Pessoas com Alzheimer têm risco três vezes maior de sofrer casos graves ou morrer de Covid-19, mostra estudo
De todas as comorbidades da Covid-19, nenhuma causa risco de agravamento tão significativo quanto as demências, como o mal de Alzheimer. O risco de pessoas com esses distúrbios neurológicos sofrerem casos graves ou morrerem de Covid-19 chega a ser três vezes maior, segundo um estudo de cientistas da Universidade Federal do Rio de Janeiro (UFRJ), da Universidade de São Paulo (USP) e do Instituto Butantan.
— Ficamos realmente impressionados com o peso das demências sobre o agravamento da Covid-19. Sozinhas, elas têm mais impacto do que doenças cardiovasculares, diabetes e obesidade, consideradas as comorbidades mais importantes para o agravamento da Covid — destaca Sergio Ferreira, um especialista em doenças neurológicas e professor dos Institutos de Biofísica e de Bioquímica Médica da UFRJ.
O nome do estudo publicado na revista científica Alzheimer’s & Dementia é autoexplicativo: “Dementia is an age-independent risk factor for severity and death in Covid-19 in patients” (Demência é um fator de risco independente para a severidade e morte na Covid-19).
Numerosos estudos já mostraram que pacientes com Covid-19 desenvolvem sequelas neurológicas com frequência, um percentual que pode chegar a 60%, em diferentes graus de gravidade. A nova pesquisa vai além e mostra que essa pode ser uma via de mão-dupla. Isto é, pessoas que já têm doenças neurológicas como demência acabam tendo um agravamento da Covid-19.
O estudo se baseou em análise epidemiológica. Foram analisados dados do UK Biobank. Trata-se de um projeto que há 15 anos acompanha 500 mil voluntários no Reino Unido, com exames de saúde periódicos.
Os cientistas brasileiros selecionaram no UK Biobank 16 mil pessoas com mais de 65 anos de idade (faixa etária em que as demências se tornam mais frequentes) testadas para a infecção pelo coronavírus. Viram que 1.200 haviam sido infectadas.
Os cientistas então analisaram detalhadamente o histórico de todas essas pessoas para detectar diferenças entre positivos e negativos. Além de identificarem um risco até três vezes maior de adoecimento e morte, também viram que as pessoas com demência têm risco três vezes maior de serem infectadas. Isso descartada a influência de todas as demais comorbidades.
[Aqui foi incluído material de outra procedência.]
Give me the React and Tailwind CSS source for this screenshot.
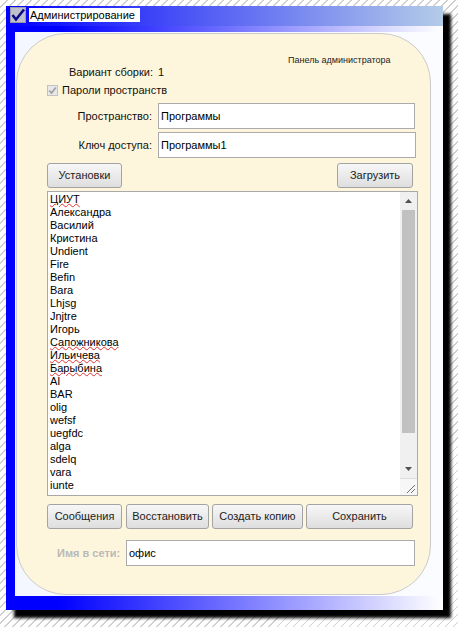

— É um grave problema de saúde pública. Mais de um milhão e meio de pessoas sofrem de demências no Brasil. É preciso garantir que elas sejam vacinadas. Mesmo que tenham que ser vacinadas em casa — ressalta Ferreira.
Estima-se que 40% das pessoas acima dos 85 anos sofram de demência, e o Alzheimer representa 70% dos casos. No mundo são 35 milhões de pessoas, mais de um milhão das quais no Brasil.
Ainda assim, há poucos recursos para os doentes. O último remédio licenciado é de 2003 e oferece ação muito limitada. Na melhor das hipóteses, retarda por um ano o declínio do cérebro.
Os mecanismos pelos quais o cérebro pode ser afetado na Covid-19 permanecem em aberto. Uma possibilidade é que a inflamação que acomete todo o corpo provoque uma série de efeitos nocivos no cérebro.
Ferreira explica que existem indícios de que o coronavírus possa também acometer o sistema nervoso central, mas isso não explica todos os tipos de distúrbios observados.
Todavia, se sabe que o cérebro com mal de Alzheimer é um cérebro com inflamação. E a Covid-19 também provoca inflamação. Existe um duplo ataque inflamatório, com consequências potencialmente devastadoras.
— Não desvendamos todos os mecanismos da Covid-19, mas sabemos que ela afeta o cérebro e que pessoas com distúrbios prévios são mais vulneráveis e precisam ser protegidas. Vacinação de todos é imprescindível — enfatiza o cientista.